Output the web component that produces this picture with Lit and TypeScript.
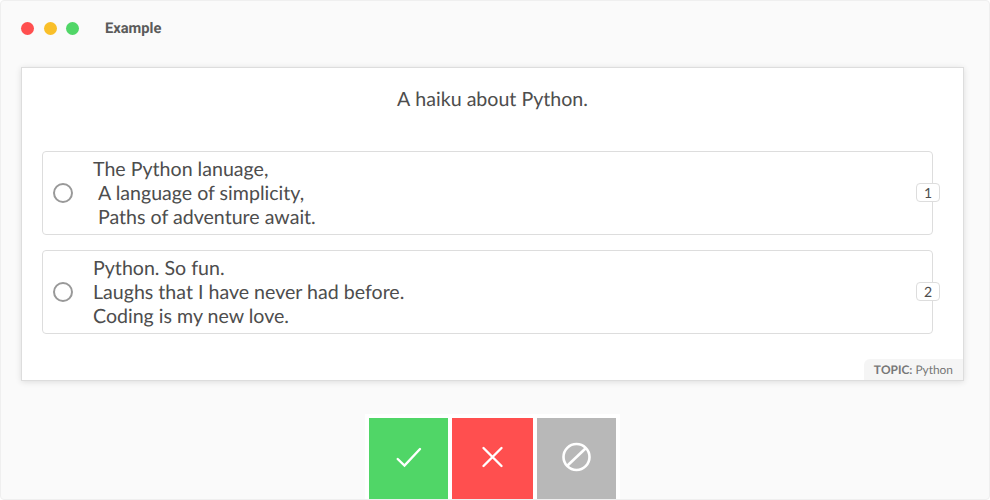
==
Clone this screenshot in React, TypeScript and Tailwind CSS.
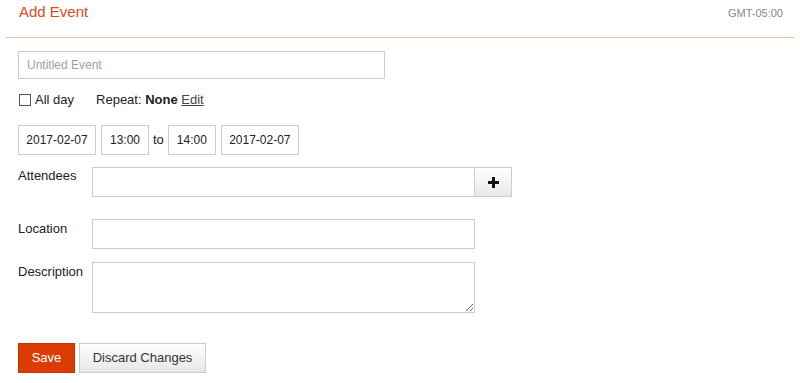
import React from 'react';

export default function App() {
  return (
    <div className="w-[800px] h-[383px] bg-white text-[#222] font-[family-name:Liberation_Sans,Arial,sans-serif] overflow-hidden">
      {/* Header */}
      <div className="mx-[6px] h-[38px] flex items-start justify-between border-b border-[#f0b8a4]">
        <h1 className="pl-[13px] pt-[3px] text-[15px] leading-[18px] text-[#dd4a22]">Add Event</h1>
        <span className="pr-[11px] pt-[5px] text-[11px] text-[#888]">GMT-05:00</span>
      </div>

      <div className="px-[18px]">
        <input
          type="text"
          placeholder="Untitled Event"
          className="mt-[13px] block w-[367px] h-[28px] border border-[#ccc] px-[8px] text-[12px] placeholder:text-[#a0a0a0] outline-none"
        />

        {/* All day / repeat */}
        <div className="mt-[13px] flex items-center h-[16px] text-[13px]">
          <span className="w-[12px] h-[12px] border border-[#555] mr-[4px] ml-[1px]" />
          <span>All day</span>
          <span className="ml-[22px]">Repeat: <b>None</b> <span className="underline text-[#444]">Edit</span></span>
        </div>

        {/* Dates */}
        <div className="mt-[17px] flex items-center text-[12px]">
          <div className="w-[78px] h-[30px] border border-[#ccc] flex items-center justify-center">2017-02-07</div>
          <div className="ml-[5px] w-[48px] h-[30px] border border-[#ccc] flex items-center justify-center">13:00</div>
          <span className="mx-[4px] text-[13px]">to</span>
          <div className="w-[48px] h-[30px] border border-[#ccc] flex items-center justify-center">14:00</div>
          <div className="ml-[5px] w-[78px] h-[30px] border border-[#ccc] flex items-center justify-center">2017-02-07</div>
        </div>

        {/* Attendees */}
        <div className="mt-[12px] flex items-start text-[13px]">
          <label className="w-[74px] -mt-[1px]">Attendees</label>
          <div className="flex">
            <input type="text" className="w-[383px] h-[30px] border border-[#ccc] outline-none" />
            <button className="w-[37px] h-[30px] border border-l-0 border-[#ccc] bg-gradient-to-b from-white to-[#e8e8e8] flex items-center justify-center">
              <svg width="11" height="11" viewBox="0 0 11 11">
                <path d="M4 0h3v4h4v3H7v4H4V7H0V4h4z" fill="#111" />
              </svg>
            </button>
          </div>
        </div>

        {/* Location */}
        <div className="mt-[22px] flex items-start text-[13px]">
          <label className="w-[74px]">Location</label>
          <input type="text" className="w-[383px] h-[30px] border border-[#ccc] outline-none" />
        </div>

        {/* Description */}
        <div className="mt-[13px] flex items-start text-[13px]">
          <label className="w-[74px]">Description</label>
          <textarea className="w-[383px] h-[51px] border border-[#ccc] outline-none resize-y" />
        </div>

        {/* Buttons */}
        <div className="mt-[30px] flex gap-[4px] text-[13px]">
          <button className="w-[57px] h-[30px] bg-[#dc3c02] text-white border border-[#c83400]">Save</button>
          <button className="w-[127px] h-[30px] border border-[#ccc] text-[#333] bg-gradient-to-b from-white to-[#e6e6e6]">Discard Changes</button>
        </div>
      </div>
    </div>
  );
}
---
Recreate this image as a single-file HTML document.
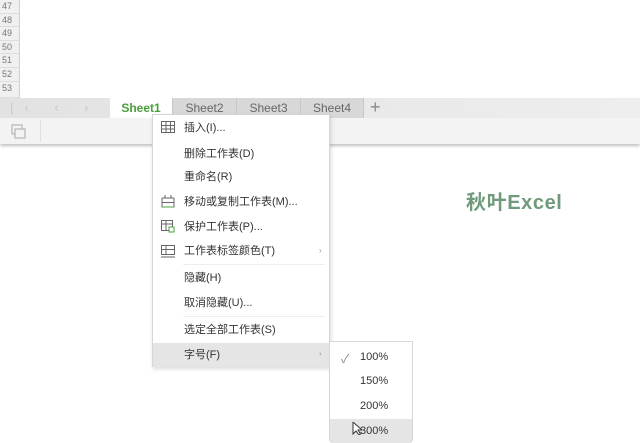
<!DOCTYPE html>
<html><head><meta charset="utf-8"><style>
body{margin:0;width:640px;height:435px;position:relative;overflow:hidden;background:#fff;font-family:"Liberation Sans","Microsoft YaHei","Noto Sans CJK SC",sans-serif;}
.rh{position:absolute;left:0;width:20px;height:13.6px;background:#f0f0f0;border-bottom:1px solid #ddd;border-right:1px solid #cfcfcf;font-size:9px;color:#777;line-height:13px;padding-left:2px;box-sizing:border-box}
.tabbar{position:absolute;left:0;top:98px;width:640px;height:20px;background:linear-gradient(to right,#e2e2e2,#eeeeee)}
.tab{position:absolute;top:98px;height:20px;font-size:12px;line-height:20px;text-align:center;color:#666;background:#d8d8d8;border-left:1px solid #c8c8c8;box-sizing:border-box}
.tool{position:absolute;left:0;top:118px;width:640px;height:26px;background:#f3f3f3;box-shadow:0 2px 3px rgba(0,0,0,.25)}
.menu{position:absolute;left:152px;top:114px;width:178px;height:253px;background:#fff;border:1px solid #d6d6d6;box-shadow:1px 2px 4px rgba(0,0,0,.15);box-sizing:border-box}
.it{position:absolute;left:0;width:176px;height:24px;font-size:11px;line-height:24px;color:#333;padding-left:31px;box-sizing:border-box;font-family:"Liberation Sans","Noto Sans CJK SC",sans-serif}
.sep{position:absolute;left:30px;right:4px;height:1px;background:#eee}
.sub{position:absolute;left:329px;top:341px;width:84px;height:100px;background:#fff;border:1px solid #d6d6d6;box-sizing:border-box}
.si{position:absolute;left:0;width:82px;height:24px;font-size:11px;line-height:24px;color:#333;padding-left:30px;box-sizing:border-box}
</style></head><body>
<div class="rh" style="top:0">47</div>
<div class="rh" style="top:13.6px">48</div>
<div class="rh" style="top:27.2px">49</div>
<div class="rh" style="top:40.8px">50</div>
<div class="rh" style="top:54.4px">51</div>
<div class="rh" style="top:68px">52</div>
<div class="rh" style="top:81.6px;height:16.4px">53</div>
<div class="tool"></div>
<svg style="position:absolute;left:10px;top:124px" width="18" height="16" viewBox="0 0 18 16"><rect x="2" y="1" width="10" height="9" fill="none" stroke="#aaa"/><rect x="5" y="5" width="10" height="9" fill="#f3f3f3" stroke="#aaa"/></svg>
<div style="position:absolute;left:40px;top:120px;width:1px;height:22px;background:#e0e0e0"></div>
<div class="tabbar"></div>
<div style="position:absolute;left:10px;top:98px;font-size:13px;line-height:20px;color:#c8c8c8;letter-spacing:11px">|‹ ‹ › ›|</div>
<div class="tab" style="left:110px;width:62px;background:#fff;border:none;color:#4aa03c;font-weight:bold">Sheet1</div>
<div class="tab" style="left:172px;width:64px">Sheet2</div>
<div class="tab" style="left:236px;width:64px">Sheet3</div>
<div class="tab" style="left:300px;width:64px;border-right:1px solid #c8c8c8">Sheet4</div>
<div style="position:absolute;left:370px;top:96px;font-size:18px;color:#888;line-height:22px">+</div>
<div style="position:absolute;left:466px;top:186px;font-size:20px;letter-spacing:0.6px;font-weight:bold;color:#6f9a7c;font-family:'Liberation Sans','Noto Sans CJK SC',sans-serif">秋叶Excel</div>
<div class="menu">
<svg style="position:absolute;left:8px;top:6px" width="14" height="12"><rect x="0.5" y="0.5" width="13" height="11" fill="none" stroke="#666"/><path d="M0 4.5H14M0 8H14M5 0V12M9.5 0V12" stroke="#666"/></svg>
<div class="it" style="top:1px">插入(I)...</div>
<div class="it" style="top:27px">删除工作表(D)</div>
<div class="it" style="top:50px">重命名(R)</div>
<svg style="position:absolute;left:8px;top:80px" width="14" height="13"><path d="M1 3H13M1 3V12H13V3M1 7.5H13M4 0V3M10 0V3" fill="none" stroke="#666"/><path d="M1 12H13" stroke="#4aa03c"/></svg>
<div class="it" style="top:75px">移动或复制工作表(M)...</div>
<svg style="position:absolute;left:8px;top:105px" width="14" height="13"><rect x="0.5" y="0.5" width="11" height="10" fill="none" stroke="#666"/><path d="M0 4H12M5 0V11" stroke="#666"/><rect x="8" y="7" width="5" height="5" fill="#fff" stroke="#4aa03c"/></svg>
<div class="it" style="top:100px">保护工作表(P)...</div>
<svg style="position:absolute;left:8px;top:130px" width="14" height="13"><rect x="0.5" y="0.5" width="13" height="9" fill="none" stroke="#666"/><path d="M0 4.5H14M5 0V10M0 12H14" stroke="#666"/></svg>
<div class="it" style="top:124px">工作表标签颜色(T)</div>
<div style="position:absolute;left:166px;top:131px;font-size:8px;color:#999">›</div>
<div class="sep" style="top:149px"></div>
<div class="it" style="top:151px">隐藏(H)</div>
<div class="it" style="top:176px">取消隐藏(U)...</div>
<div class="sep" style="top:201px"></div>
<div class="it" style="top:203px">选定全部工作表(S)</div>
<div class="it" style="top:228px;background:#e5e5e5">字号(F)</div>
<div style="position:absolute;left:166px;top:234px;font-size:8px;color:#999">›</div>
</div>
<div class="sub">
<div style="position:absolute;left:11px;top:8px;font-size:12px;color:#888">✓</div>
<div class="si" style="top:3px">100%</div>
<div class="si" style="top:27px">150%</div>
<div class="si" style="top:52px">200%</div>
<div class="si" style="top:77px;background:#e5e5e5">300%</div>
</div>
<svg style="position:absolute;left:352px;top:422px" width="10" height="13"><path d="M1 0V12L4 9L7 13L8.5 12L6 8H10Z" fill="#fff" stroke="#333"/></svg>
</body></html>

**EXERCISE AIM**
Transcribe, exactly as written, the lines starting at the one with "Clone this screenshot" and ending at the one with "import React from 'react';", and nothing more. Pictures are not part of the copy.

**RESPONSE TO THE TASK**
Clone this screenshot in React, TypeScript and Tailwind CSS.
import React from 'react';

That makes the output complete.